Session E23 - Bioinformatics.
FOCUS session, Monday afternoon, March 12
Room 606, Washington State Convention Center
DNA microarray genome-wide expression data promise to enhance fundamental understanding of biological processes on the molecular level. Analysis of these data requires using large quantities of data and reducing the complexity of the data to make them comprehensible.
We describe the use of singular value decomposition in transforming genome-wide expression data from genes \times arrays space to ``eigengenes'' \times ``eigenarrays'' space, where the eigengenes (eigenarrays) are unique orthonormal superpositions of the genes (arrays).
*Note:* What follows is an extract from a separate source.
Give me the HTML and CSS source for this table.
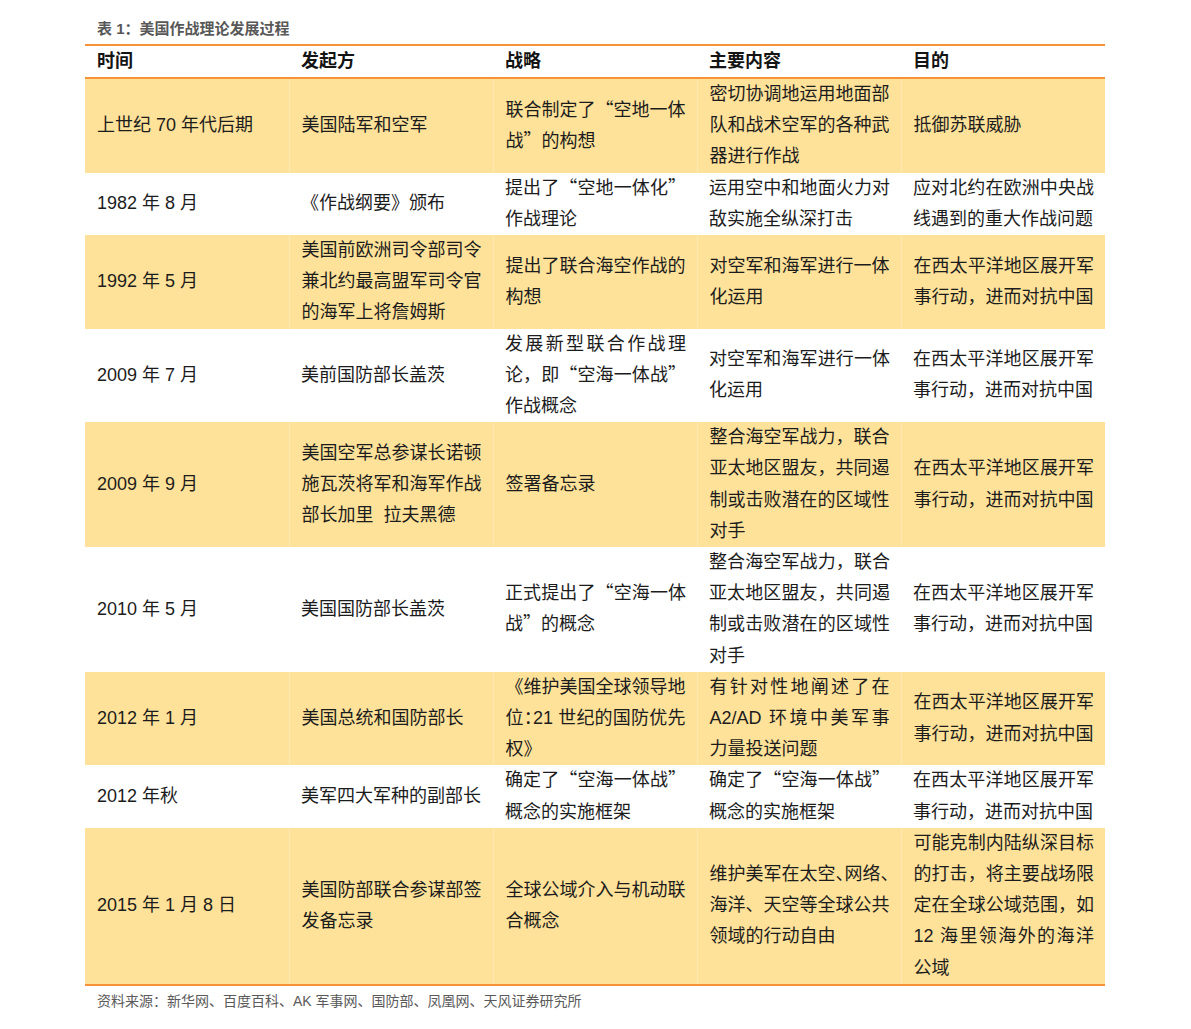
FILE: index.html
```html
<!DOCTYPE html>
<html lang="zh-CN">
<head>
<meta charset="utf-8">
<title>表 1：美国作战理论发展过程</title>
<link rel="stylesheet" href="styles.css">
</head>
<body>
<div class="page">
  <div class="caption">表 1：美国作战理论发展过程</div>
  <table class="grid">
    <colgroup><col><col><col><col><col></colgroup>
    <thead>
      <tr><th>时间</th><th>发起方</th><th>战略</th><th>主要内容</th><th>目的</th></tr>
    </thead>
    <tbody>
      <tr class="hl">
        <td>上世纪 70 年代后期</td>
        <td>美国陆军和空军</td>
        <td>联合制定了<span class="q">“</span>空地一体战<span class="q">”</span>的构想</td>
        <td>密切协调地运用地面部队和战术空军的各种武器进行作战</td>
        <td>抵御苏联威胁</td>
      </tr>
      <tr>
        <td>1982 年 8 月</td>
        <td>《作战纲要》颁布</td>
        <td>提出了<span class="q">“</span>空地一体化<span class="q">”</span>作战理论</td>
        <td>运用空中和地面火力对敌实施全纵深打击</td>
        <td>应对北约在欧洲中央战线遇到的重大作战问题</td>
      </tr>
      <tr class="hl">
        <td>1992 年 5 月</td>
        <td>美国前欧洲司令部司令兼北约最高盟军司令官的海军上将詹姆斯</td>
        <td>提出了联合海空作战的构想</td>
        <td>对空军和海军进行一体化运用</td>
        <td>在西太平洋地区展开军事行动，进而对抗中国</td>
      </tr>
      <tr>
        <td>2009 年 7 月</td>
        <td>美前国防部长盖茨</td>
        <td>发展新型联合作战理论，即<span class="q">“</span>空海一体战<span class="q">”</span>作战概念</td>
        <td>对空军和海军进行一体化运用</td>
        <td>在西太平洋地区展开军事行动，进而对抗中国</td>
      </tr>
      <tr class="hl">
        <td>2009 年 9 月</td>
        <td>美国空军总参谋长诺顿施瓦茨将军和海军作战部长加里&nbsp; 拉夫黑德</td>
        <td>签署备忘录</td>
        <td>整合海空军战力，联合亚太地区盟友，共同遏制或击败潜在的区域性对手</td>
        <td>在西太平洋地区展开军事行动，进而对抗中国</td>
      </tr>
      <tr>
        <td>2010 年 5 月</td>
        <td>美国国防部长盖茨</td>
        <td>正式提出了<span class="q">“</span>空海一体战<span class="q">”</span>的概念</td>
        <td>整合海空军战力，联合亚太地区盟友，共同遏制或击败潜在的区域性对手</td>
        <td>在西太平洋地区展开军事行动，进而对抗中国</td>
      </tr>
      <tr class="hl">
        <td>2012 年 1 月</td>
        <td>美国总统和国防部长</td>
        <td>《维护美国全球领导地位<span class="h">：</span>21 世纪的国防优先权》</td>
        <td>有针对性地阐述了在A2/AD 环境中美军事力量投送问题</td>
        <td>在西太平洋地区展开军事行动，进而对抗中国</td>
      </tr>
      <tr>
        <td>2012 年秋</td>
        <td>美军四大军种的副部长</td>
        <td>确定了<span class="q">“</span>空海一体战<span class="q">”</span>概念的实施框架</td>
        <td>确定了<span class="q">“</span>空海一体战<span class="q">”</span>概念的实施框架</td>
        <td>在西太平洋地区展开军事行动，进而对抗中国</td>
      </tr>
      <tr class="hl">
        <td>2015 年 1 月 8 日</td>
        <td>美国防部联合参谋部签发备忘录</td>
        <td>全球公域介入与机动联合概念</td>
        <td>维护美军在太空<span class="h">、</span>网络<span class="h">、</span>海洋、天空等全球公共领域的行动自由</td>
        <td>可能克制内陆纵深目标的打击，将主要战场限定在全球公域范围，如12 海里领海外的海洋公域</td>
      </tr>
    </tbody>
  </table>
  <div class="source">资料来源：新华网、百度百科、AK 军事网、国防部、凤凰网、天风证券研究所</div>
</div>
</body>
</html>
```

FILE: styles.css
```css
html, body {
  margin: 0;
  padding: 0;
  background: #ffffff;
}

body {
  font-family: "Liberation Sans", "Noto Sans CJK SC", sans-serif;
  color: #1c1c1c;
}

.page {
  width: 1020px;
  margin-left: 85px;
  padding-top: 19px;
}

.caption {
  padding-left: 12px;
  font-size: 15px;
  line-height: 20px;
  font-weight: bold;
  color: #585858;
  margin-bottom: 5px;
}

.grid {
  width: 1020px;
  table-layout: fixed;
  border-collapse: collapse;
  border-top: 2px solid #f79239;
  border-bottom: 2px solid #f79239;
}

.grid col {
  width: 204px;
}

.grid th {
  text-align: left;
  font-size: 18px;
  font-weight: bold;
  line-height: 31px;
  height: 31px;
  padding: 0 11px 0 12px;
  border-bottom: 2px solid #f79239;
  color: #141414;
}

.grid td {
  font-size: 18px;
  line-height: 31.2px;
  padding: 0 11px 0 12px;
  vertical-align: middle;
  text-align: justify;
  word-break: normal;
}

.grid tr.hl td {
  background: #ffe299;
}

.grid tr.hl td + td {
  border-left: 1px solid #ffe8b2;
}

.q {
  font-family: "Noto Sans CJK SC", sans-serif;
  line-height: 1;
}

.h {
  font-family: "Noto Sans CJK SC", sans-serif;
  font-feature-settings: "halt" 1;
  line-height: 1;
}

.source {
  padding-left: 12px;
  margin-top: 5px;
  font-size: 14px;
  line-height: 20px;
  color: #5a5a5a;
}
```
In this space the data are diagonalized, where each eigengene is expressed only in the corresponding eigenarray, with the corresponding ``eigenexpression'' level indicating their relative significance.
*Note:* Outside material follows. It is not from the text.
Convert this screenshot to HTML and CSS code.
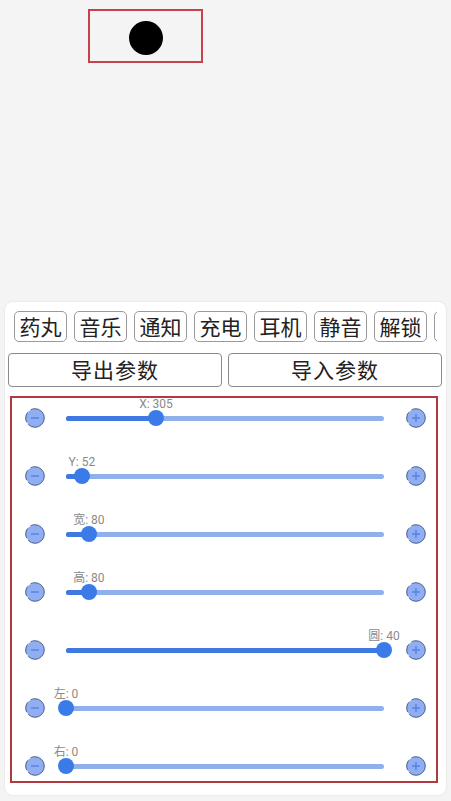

We show that normalizing the data by filtering out the eigengenes (and eigenarrays), which are inferred to represent noise, or experimental artifacts, enables meaningful comparison of the expression of different genes across different arrays in different experiments. Sorting the data according to the eigengenes and eigenarrays gives a global picture of gene expression, in which individual genes and arrays appear to be classified into groups of similar regulation and function, or similar cellular state and biological phenotype, respectively. In some experiments, the significant eigengenes and eigenarrays can be associated with genome-wide effects of regulators, or with measured samples, in which these regulators are overactive or underactive, respectively.